# [Short exercise]
Retype each line exactly. Skip images.

# [Data segment]
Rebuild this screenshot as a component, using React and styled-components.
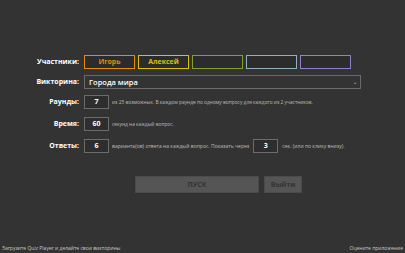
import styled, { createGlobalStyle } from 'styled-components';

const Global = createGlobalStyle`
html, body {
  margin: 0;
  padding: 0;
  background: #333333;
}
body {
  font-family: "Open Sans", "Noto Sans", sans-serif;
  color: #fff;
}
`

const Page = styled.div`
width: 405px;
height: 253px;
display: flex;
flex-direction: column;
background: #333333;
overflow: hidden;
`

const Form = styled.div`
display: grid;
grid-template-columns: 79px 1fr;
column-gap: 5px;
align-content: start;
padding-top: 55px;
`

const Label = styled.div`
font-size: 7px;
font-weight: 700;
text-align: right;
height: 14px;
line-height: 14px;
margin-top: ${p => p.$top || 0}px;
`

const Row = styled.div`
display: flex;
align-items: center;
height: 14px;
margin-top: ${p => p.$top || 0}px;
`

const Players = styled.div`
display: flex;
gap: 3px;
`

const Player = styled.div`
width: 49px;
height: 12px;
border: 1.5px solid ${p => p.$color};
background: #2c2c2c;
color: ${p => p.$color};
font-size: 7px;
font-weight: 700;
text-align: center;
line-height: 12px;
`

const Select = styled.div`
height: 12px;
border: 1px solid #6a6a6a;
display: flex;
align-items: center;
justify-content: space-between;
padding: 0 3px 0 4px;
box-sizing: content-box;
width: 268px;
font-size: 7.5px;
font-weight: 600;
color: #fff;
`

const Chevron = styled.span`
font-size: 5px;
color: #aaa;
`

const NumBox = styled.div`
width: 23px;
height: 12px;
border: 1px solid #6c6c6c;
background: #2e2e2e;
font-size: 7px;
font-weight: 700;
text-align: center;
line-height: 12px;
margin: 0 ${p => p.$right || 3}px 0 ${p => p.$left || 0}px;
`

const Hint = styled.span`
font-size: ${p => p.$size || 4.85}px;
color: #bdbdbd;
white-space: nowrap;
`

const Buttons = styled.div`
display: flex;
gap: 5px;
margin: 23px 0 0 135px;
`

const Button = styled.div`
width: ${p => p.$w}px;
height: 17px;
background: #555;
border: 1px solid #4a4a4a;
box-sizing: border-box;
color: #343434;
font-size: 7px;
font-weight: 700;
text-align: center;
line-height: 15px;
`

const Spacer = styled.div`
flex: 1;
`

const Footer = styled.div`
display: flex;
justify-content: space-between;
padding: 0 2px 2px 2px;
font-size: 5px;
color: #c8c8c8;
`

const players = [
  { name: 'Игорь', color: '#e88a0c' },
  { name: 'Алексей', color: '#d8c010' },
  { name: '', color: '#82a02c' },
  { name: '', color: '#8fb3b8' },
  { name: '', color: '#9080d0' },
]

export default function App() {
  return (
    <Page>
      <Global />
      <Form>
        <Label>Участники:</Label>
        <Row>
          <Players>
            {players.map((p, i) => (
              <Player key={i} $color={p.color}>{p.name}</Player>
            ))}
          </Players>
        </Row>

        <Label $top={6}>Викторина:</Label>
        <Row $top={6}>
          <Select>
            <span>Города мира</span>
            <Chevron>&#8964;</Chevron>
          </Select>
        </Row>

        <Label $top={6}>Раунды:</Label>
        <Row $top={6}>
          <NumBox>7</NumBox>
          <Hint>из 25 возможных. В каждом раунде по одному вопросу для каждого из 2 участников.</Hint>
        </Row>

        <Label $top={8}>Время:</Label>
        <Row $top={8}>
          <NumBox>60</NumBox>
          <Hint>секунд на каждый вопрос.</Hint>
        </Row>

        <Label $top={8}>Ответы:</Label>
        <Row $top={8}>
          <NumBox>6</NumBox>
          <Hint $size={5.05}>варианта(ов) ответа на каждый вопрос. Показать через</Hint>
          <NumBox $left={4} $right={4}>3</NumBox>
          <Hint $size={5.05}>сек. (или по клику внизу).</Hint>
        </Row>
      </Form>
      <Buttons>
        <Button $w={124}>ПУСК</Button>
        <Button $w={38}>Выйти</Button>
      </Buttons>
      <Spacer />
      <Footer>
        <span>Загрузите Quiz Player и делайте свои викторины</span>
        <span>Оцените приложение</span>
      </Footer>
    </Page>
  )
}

# [Written solution]
Rebuild this screenshot as a component, using React and styled-components.
import styled, { createGlobalStyle } from 'styled-components';

const Global = createGlobalStyle`
html, body {
  margin: 0;
  padding: 0;
  background: #333333;
}
body {
  font-family: "Open Sans", "Noto Sans", sans-serif;
  color: #fff;
}
`

const Page = styled.div`
width: 405px;
height: 253px;
display: flex;
flex-direction: column;
background: #333333;
overflow: hidden;
`

const Form = styled.div`
display: grid;
grid-template-columns: 79px 1fr;
column-gap: 5px;
align-content: start;
padding-top: 55px;
`

const Label = styled.div`
font-size: 7px;
font-weight: 700;
text-align: right;
height: 14px;
line-height: 14px;
margin-top: ${p => p.$top || 0}px;
`

const Row = styled.div`
display: flex;
align-items: center;
height: 14px;
margin-top: ${p => p.$top || 0}px;
`

const Players = styled.div`
display: flex;
gap: 3px;
`

const Player = styled.div`
width: 49px;
height: 12px;
border: 1.5px solid ${p => p.$color};
background: #2c2c2c;
color: ${p => p.$color};
font-size: 7px;
font-weight: 700;
text-align: center;
line-height: 12px;
`

const Select = styled.div`
height: 12px;
border: 1px solid #6a6a6a;
display: flex;
align-items: center;
justify-content: space-between;
padding: 0 3px 0 4px;
box-sizing: content-box;
width: 268px;
font-size: 7.5px;
font-weight: 600;
color: #fff;
`

const Chevron = styled.span`
font-size: 5px;
color: #aaa;
`

const NumBox = styled.div`
width: 23px;
height: 12px;
border: 1px solid #6c6c6c;
background: #2e2e2e;
font-size: 7px;
font-weight: 700;
text-align: center;
line-height: 12px;
margin: 0 ${p => p.$right || 3}px 0 ${p => p.$left || 0}px;
`

const Hint = styled.span`
font-size: ${p => p.$size || 4.85}px;
color: #bdbdbd;
white-space: nowrap;
`

const Buttons = styled.div`
display: flex;
gap: 5px;
margin: 23px 0 0 135px;
`

const Button = styled.div`
width: ${p => p.$w}px;
height: 17px;
background: #555;
border: 1px solid #4a4a4a;
box-sizing: border-box;
color: #343434;
font-size: 7px;
font-weight: 700;
text-align: center;
line-height: 15px;
`

const Spacer = styled.div`
flex: 1;
`

const Footer = styled.div`
display: flex;
justify-content: space-between;
padding: 0 2px 2px 2px;
font-size: 5px;
color: #c8c8c8;
`

const players = [
  { name: 'Игорь', color: '#e88a0c' },
  { name: 'Алексей', color: '#d8c010' },
  { name: '', color: '#82a02c' },
  { name: '', color: '#8fb3b8' },
  { name: '', color: '#9080d0' },
]

export default function App() {
  return (
    <Page>
      <Global />
      <Form>
        <Label>Участники:</Label>
        <Row>
          <Players>
            {players.map((p, i) => (
              <Player key={i} $color={p.color}>{p.name}</Player>
            ))}
          </Players>
        </Row>

        <Label $top={6}>Викторина:</Label>
        <Row $top={6}>
          <Select>
            <span>Города мира</span>
            <Chevron>&#8964;</Chevron>
          </Select>
        </Row>

        <Label $top={6}>Раунды:</Label>
        <Row $top={6}>
          <NumBox>7</NumBox>
          <Hint>из 25 возможных. В каждом раунде по одному вопросу для каждого из 2 участников.</Hint>
        </Row>

        <Label $top={8}>Время:</Label>
        <Row $top={8}>
          <NumBox>60</NumBox>
          <Hint>секунд на каждый вопрос.</Hint>
        </Row>

        <Label $top={8}>Ответы:</Label>
        <Row $top={8}>
          <NumBox>6</NumBox>
          <Hint $size={5.05}>варианта(ов) ответа на каждый вопрос. Показать через</Hint>
          <NumBox $left={4} $right={4}>3</NumBox>
          <Hint $size={5.05}>сек. (или по клику внизу).</Hint>
        </Row>
      </Form>
      <Buttons>
        <Button $w={124}>ПУСК</Button>
        <Button $w={38}>Выйти</Button>
      </Buttons>
      <Spacer />
      <Footer>
        <span>Загрузите Quiz Player и делайте свои викторины</span>
        <span>Оцените приложение</span>
      </Footer>
    </Page>
  )
}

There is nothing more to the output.